Japan's Science Ministry plans to create a special radiation pollution map that will show the level of radioactive elements in the soil released into the atmosphere as a result of the accident at the Fukushima Daiichi nuclear power plant after the March earthquake, NHK reported on Thursday.

Data collection will begin in June. Employees of more than 25 universities and research centers will take measurements at more than 2.2 thousand sites. At the same time, as noted in the report, measurements of radionuclide content within a radius of 80 kilometers around the damaged nuclear power plant will be taken every four square kilometers, in the rest of the country - every hundred square kilometers.

Soil samples taken at a depth of five centimeters from the surface will be analyzed.

The map is expected to be released by the end of August.

Following the devastating earthquake and tsunami on March 11 in Japan, a series of accidents caused by the failure of the cooling system were recorded at the Fukushima-1 nuclear power plant in the northeast of the country. As a result of the incidents, several radiation leaks were detected at the plant, which forced the authorities to evacuate people from a 20-kilometer zone around the plant, impose a ban on people being in the exclusion zone, and also send urgent recommendations to evacuate residents of several areas located within a radius of 30 kilometers or more from the plant.

Later, information began to appear about the discovery of radioactive elements in a number of areas of Japan, in particular, isotopes of iodine and cesium, in the air, sea and drinking water, as well as in food products.

As it became known in May, the first, second and third units of the station had experienced a meltdown of fuel assemblies due to the fact that power outages after the earthquake led to the cessation of the supply of cooling water. According to experts, there is a high probability of a worst-case scenario at all three reactors, according to which the meltdown of the fuel rods led to the so-called "melt-down" phenomenon, when nuclear fuel falls out of the melted rods and accumulates in the lower part of the reactor vessel.

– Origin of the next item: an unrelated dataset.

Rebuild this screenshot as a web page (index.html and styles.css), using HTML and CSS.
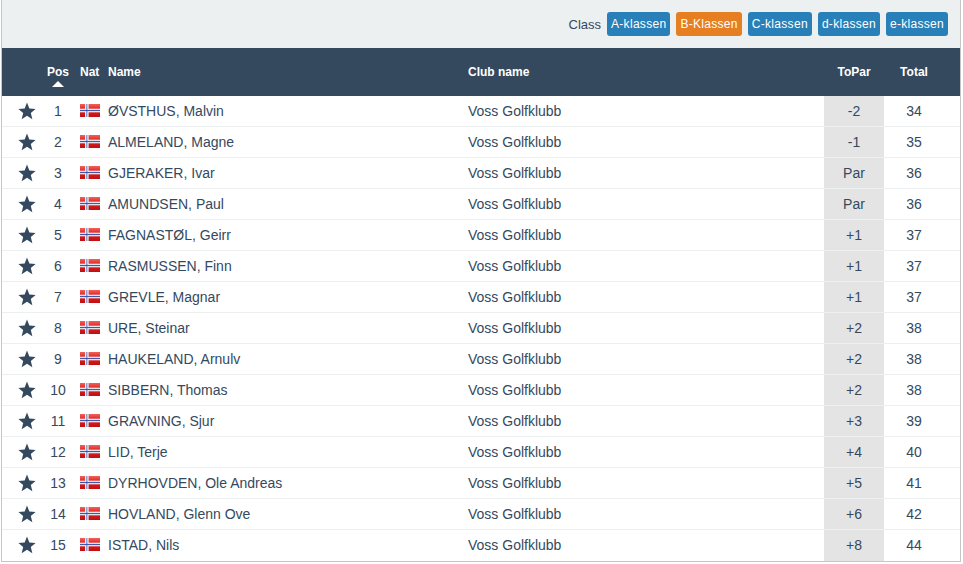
FILE: index.html
```html
<!DOCTYPE html>
<html lang="no">
<head>
<meta charset="utf-8">
<title>Leaderboard</title>
<link rel="stylesheet" href="styles.css">
</head>
<body>
<svg class="defs" width="0" height="0" aria-hidden="true">
  <defs>
    <linearGradient id="gloss" x1="0" y1="0" x2="0" y2="1">
      <stop offset="0" stop-color="#f0625a"/>
      <stop offset=".4" stop-color="#e02424"/>
      <stop offset="1" stop-color="#c00f12"/>
    </linearGradient>
  </defs>
  <symbol id="star" viewBox="0 0 18 18"><path d="M9 .6l2.35 5.9 6.25.45-4.8 4.05 1.55 6.15L9 13.8l-5.35 3.35L5.2 11 .4 6.95l6.25-.45z"/></symbol>
  <symbol id="flag" viewBox="0 0 20 13" preserveAspectRatio="none">
    <rect width="20" height="13" fill="url(#gloss)"/>
    <rect x="5" width="3.6" height="13" fill="#f2f3f8"/>
    <rect y="4.7" width="20" height="3.6" fill="#f2f3f8"/>
    <rect x="6.2" width="1.2" height="13" fill="#6f8ccc"/>
    <rect y="5.9" width="20" height="1.2" fill="#3a5aaa"/>
  </symbol>
</svg>
<main class="panel">
  <div class="toolbar">
    <span class="toolbar-label">Class</span>
    <a class="btn">A-klassen</a>
    <a class="btn btn-active">B-Klassen</a>
    <a class="btn">C-klassen</a>
    <a class="btn">d-klassen</a>
    <a class="btn">e-klassen</a>
  </div>
  <table class="board">
    <colgroup>
      <col class="c-star"><col class="c-pos"><col class="c-nat"><col class="c-name"><col class="c-club"><col class="c-par"><col class="c-total">
    </colgroup>
    <thead>
      <tr>
        <th></th>
        <th class="center sorted">Pos</th>
        <th class="left">Nat</th>
        <th class="left">Name</th>
        <th class="left">Club name</th>
        <th class="center">ToPar</th>
        <th class="center total">Total</th>
      </tr>
    </thead>
    <tbody>
      <tr><td><svg class="star"><use href="#star"/></svg></td><td class="center">1</td><td><svg class="flag"><use href="#flag"/></svg></td><td>ØVSTHUS, Malvin</td><td>Voss Golfklubb</td><td class="center par">-2</td><td class="center total">34</td></tr>
      <tr><td><svg class="star"><use href="#star"/></svg></td><td class="center">2</td><td><svg class="flag"><use href="#flag"/></svg></td><td>ALMELAND, Magne</td><td>Voss Golfklubb</td><td class="center par">-1</td><td class="center total">35</td></tr>
      <tr><td><svg class="star"><use href="#star"/></svg></td><td class="center">3</td><td><svg class="flag"><use href="#flag"/></svg></td><td>GJERAKER, Ivar</td><td>Voss Golfklubb</td><td class="center par">Par</td><td class="center total">36</td></tr>
      <tr><td><svg class="star"><use href="#star"/></svg></td><td class="center">4</td><td><svg class="flag"><use href="#flag"/></svg></td><td>AMUNDSEN, Paul</td><td>Voss Golfklubb</td><td class="center par">Par</td><td class="center total">36</td></tr>
      <tr><td><svg class="star"><use href="#star"/></svg></td><td class="center">5</td><td><svg class="flag"><use href="#flag"/></svg></td><td>FAGNASTØL, Geirr</td><td>Voss Golfklubb</td><td class="center par">+1</td><td class="center total">37</td></tr>
      <tr><td><svg class="star"><use href="#star"/></svg></td><td class="center">6</td><td><svg class="flag"><use href="#flag"/></svg></td><td>RASMUSSEN, Finn</td><td>Voss Golfklubb</td><td class="center par">+1</td><td class="center total">37</td></tr>
      <tr><td><svg class="star"><use href="#star"/></svg></td><td class="center">7</td><td><svg class="flag"><use href="#flag"/></svg></td><td>GREVLE, Magnar</td><td>Voss Golfklubb</td><td class="center par">+1</td><td class="center total">37</td></tr>
      <tr><td><svg class="star"><use href="#star"/></svg></td><td class="center">8</td><td><svg class="flag"><use href="#flag"/></svg></td><td>URE, Steinar</td><td>Voss Golfklubb</td><td class="center par">+2</td><td class="center total">38</td></tr>
      <tr><td><svg class="star"><use href="#star"/></svg></td><td class="center">9</td><td><svg class="flag"><use href="#flag"/></svg></td><td>HAUKELAND, Arnulv</td><td>Voss Golfklubb</td><td class="center par">+2</td><td class="center total">38</td></tr>
      <tr><td><svg class="star"><use href="#star"/></svg></td><td class="center">10</td><td><svg class="flag"><use href="#flag"/></svg></td><td>SIBBERN, Thomas</td><td>Voss Golfklubb</td><td class="center par">+2</td><td class="center total">38</td></tr>
      <tr><td><svg class="star"><use href="#star"/></svg></td><td class="center">11</td><td><svg class="flag"><use href="#flag"/></svg></td><td>GRAVNING, Sjur</td><td>Voss Golfklubb</td><td class="center par">+3</td><td class="center total">39</td></tr>
      <tr><td><svg class="star"><use href="#star"/></svg></td><td class="center">12</td><td><svg class="flag"><use href="#flag"/></svg></td><td>LID, Terje</td><td>Voss Golfklubb</td><td class="center par">+4</td><td class="center total">40</td></tr>
      <tr><td><svg class="star"><use href="#star"/></svg></td><td class="center">13</td><td><svg class="flag"><use href="#flag"/></svg></td><td>DYRHOVDEN, Ole Andreas</td><td>Voss Golfklubb</td><td class="center par">+5</td><td class="center total">41</td></tr>
      <tr><td><svg class="star"><use href="#star"/></svg></td><td class="center">14</td><td><svg class="flag"><use href="#flag"/></svg></td><td>HOVLAND, Glenn Ove</td><td>Voss Golfklubb</td><td class="center par">+6</td><td class="center total">42</td></tr>
      <tr><td><svg class="star"><use href="#star"/></svg></td><td class="center">15</td><td><svg class="flag"><use href="#flag"/></svg></td><td>ISTAD, Nils</td><td>Voss Golfklubb</td><td class="center par">+8</td><td class="center total">44</td></tr>
    </tbody>
  </table>
</main>
</body>
</html>
```
FILE: styles.css
```css
* { box-sizing: border-box; }
html, body { margin: 0; padding: 0; background: #fff; overflow: hidden; }
body { font-family: "Liberation Sans", Arial, sans-serif; font-size: 14px; color: #34495e; }
.defs { display: block; height: 0; }
.panel {
  width: 960px;
  margin-left: 1px;
  border-left: 1px solid #c4c6c8;
  border-right: 1px solid #c4c6c8;
  border-bottom: 1px solid #c4c6c8;
  box-shadow: 0 1px 0 #e4e6e8;
}
.toolbar {
  height: 48px;
  background: #ecf0f1;
  display: flex;
  align-items: center;
  justify-content: flex-end;
  gap: 6px;
  padding-right: 12px;
}
.toolbar-label { font-size: 13px; }
.btn {
  height: 24px;
  line-height: 24px;
  padding: 0 4px;
  font-size: 12px;
  letter-spacing: .3px;
  color: #fff;
  background: #2980b9;
  border-radius: 3px;
}
.btn-active { background: #e67e22; }
.board { width: 958px; border-collapse: separate; border-spacing: 0; table-layout: fixed; }
.c-star { width: 38px; }
.c-pos { width: 36px; }
.c-nat { width: 28px; }
.c-name { width: 360px; }
.c-club { width: 360px; }
.c-par { width: 60px; }
.c-total { width: 76px; }
thead tr { height: 48px; background: #34495e; }
th { padding: 0 4px; font-size: 12px; font-weight: bold; color: #fff; }
.left { text-align: left; }
.center { text-align: center; }
.total { padding-right: 20px; }
.sorted { position: relative; }
.sorted::after {
  content: "";
  position: absolute;
  left: 50%;
  bottom: 9px;
  margin-left: -6px;
  border-left: 6px solid transparent;
  border-right: 6px solid transparent;
  border-bottom: 6px solid #fff;
}
tbody tr { height: 31px; }
td { padding: 0 4px; white-space: nowrap; border-bottom: 1px solid #ecf0f1; }
tbody tr:last-child td { border-bottom-color: transparent; }
.par { background: #e4e4e4; }
.star { display: block; width: 18px; height: 18px; margin-left: 12px; fill: #34495e; }
.flag { display: block; width: 20px; height: 13px; margin-top: -2px; }
```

Nuclear power plant operator TEPCO said it expected the situation at the damaged power units to stabilize within about six to nine months, and for radiation levels in the area of the plant to decrease significantly within three months.

Japan's Nuclear and Industrial Safety Agency (NISA) announced on April 12 that it had assigned the highest level of danger to the Fukushima-1 accident, level 7. The seventh level of nuclear danger has only been set once before, during the Chernobyl accident in 1986.